HDP milletvekillerine seslenen Aydın, "Sırtınızı PKK'ya, YPG'ye değil de Kürt vatandaşlarına dayayın. Kendi siyasetinizi o zaman yapabilirsiniz. Siz PKK'ya destek verdikçe, halk size destek olmayacak ve sizi kınayacak." ifadelerini kullandı.
EVLAT NÖBETİ DEVAM EDİYOR
Diyarbakır'ın merkez Sur ilçesinden 5 yıl önce 15 yaşında dağa kaçırılan kızı Aysun için oturma eylemi yapan anne Aydan Arslan, "Kızımı istiyorum. Kim benim Anneler Günü'mü kutlayacak?" dedi.
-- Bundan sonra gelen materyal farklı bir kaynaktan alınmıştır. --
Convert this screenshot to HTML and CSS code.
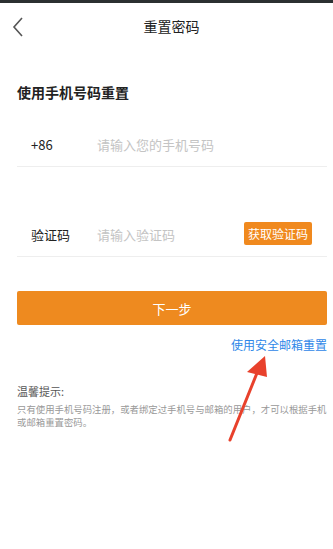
FILE: index.html
```html
<!DOCTYPE html>
<html lang="zh-CN">

<head>
    <meta charset="UTF-8">
    <meta name="viewport" content="width=device-width, initial-scale=1.0">
    <title>重置密码</title>
    <link rel="stylesheet" href="styles.css">
</head>

<body>
    <div class="status-bar"></div>
    <div class="nav-bar">
        <svg class="back" width="12" height="20" viewBox="0 0 12 20">
            <path d="M10 1 L2 10 L10 19" fill="none" stroke="#555" stroke-width="1.6" />
        </svg>
        <span class="nav-title">重置密码</span>
    </div>

    <div class="content">
        <h1 class="section-title">使用手机号码重置</h1>

        <div class="field field-phone">
            <span class="field-label">+86</span>
            <span class="field-input">请输入您的手机号码</span>
        </div>

        <div class="field field-code">
            <span class="field-label">验证码</span>
            <span class="field-input">请输入验证码</span>
            <button class="code-btn">获取验证码</button>
        </div>

        <button class="next-btn">下一步</button>

        <div class="alt-link">使用安全邮箱重置</div>

        <div class="tips">
            <div class="tips-title">温馨提示:</div>
            <p class="tips-text">只有使用手机号码注册，或者绑定过手机号与邮箱的用户，才可以根据手机<br>或邮箱重置密码。</p>
        </div>
    </div>

    <!-- 红色箭头标注 -->
    <svg class="arrow" width="333" height="549" viewBox="0 0 333 549">
        <line x1="230" y1="440" x2="259" y2="368" stroke="#e8412c" stroke-width="3" stroke-linecap="round" />
        <polygon points="265,356 247,372 267,377" fill="#e8412c" />
    </svg>
</body>

</html>
```

FILE: styles.css
```css
body {
    margin: 0;
    padding: 0;
    background-color: #ffffff;
    font-family: "Noto Sans CJK SC", "Noto Sans", sans-serif;
    color: #222;
    width: 333px;
    height: 549px;
    overflow: hidden;
    position: relative;
}

.status-bar {
    height: 3px;
    background-color: #2b3031;
}

.nav-bar {
    height: 46px;
    display: flex;
    align-items: center;
    justify-content: center;
    padding-left: 10px;
    position: relative;
}

.back {
    position: absolute;
    left: 12px;
    top: 14px;
}

.nav-title {
    font-size: 14px;
    color: #222;
}

.content {
    padding: 0 6px 0 17px;
}

.section-title {
    margin: 33px 0 0 0;
    font-size: 14px;
    font-weight: bold;
    line-height: 20px;
}

.field {
    display: flex;
    align-items: center;
    border-bottom: 1px solid #eeeeee;
    padding-left: 14px;
    font-size: 13px;
}

.field-phone {
    margin-top: 21px;
    height: 43px;
}

.field-code {
    margin-top: 46px;
    height: 43px;
}

.field-label {
    width: 66px;
    color: #222;
}

.field-input {
    flex: 1;
    color: #c4c4c4;
}

.code-btn {
    background-color: #f0891e;
    color: #ffffff;
    border: none;
    border-radius: 2px;
    font-family: inherit;
    font-size: 12px;
    height: 23px;
    padding: 0 4px;
    margin-right: 15px;
    margin-top: -3px;
}

.next-btn {
    display: block;
    width: 310px;
    height: 34px;
    margin-top: 34px;
    background-color: #ee8a1f;
    color: #ffffff;
    border: none;
    border-radius: 2px;
    font-family: inherit;
    font-size: 13px;
}

.alt-link {
    text-align: right;
    width: 310px;
    margin-top: 11px;
    font-size: 12px;
    color: #2e87e8;
    line-height: 18px;
}

.tips {
    margin-top: 29px;
    width: 316px;
}

.tips-title {
    font-size: 11px;
    color: #555;
    line-height: 16px;
}

.tips-text {
    margin: 4px 0 0 0;
    font-size: 9.4px;
    color: #999;
    line-height: 12.5px;
    white-space: nowrap;
}

.arrow {
    position: absolute;
    left: 0;
    top: 0;
    pointer-events: none;
}
```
Evladının HDP tarafından kaçırılıp dağa gönderildiğini belirten Arslan, "Ciğerimi yaktılar. Hepimiz evlatlarımızı arıyoruz. Evlatlarımızı HDP'den istiyoruz." diye konuştu.
Adana'nın Seyhan ilçesinden 5 yıl önce 15 yaşında dağa kaçırılan oğlu Engin için gelen anne Kamile Küçükdağ da evladına kavuşana kadar eylemini sürdüreceğini anlattı.
"HDP çocuklarımızı nasıl götürdüyse öyle getirsin. Hiçbir şey istemiyoruz onlardan, sadece çocuklarımızı istiyoruz." ifadelerini kullanan Küçükdağ, evladına güvenlik güçlerine teslim olması çağrısında bulundu.
Küçükdağ, "Devletimiz gibisi yok." dedi.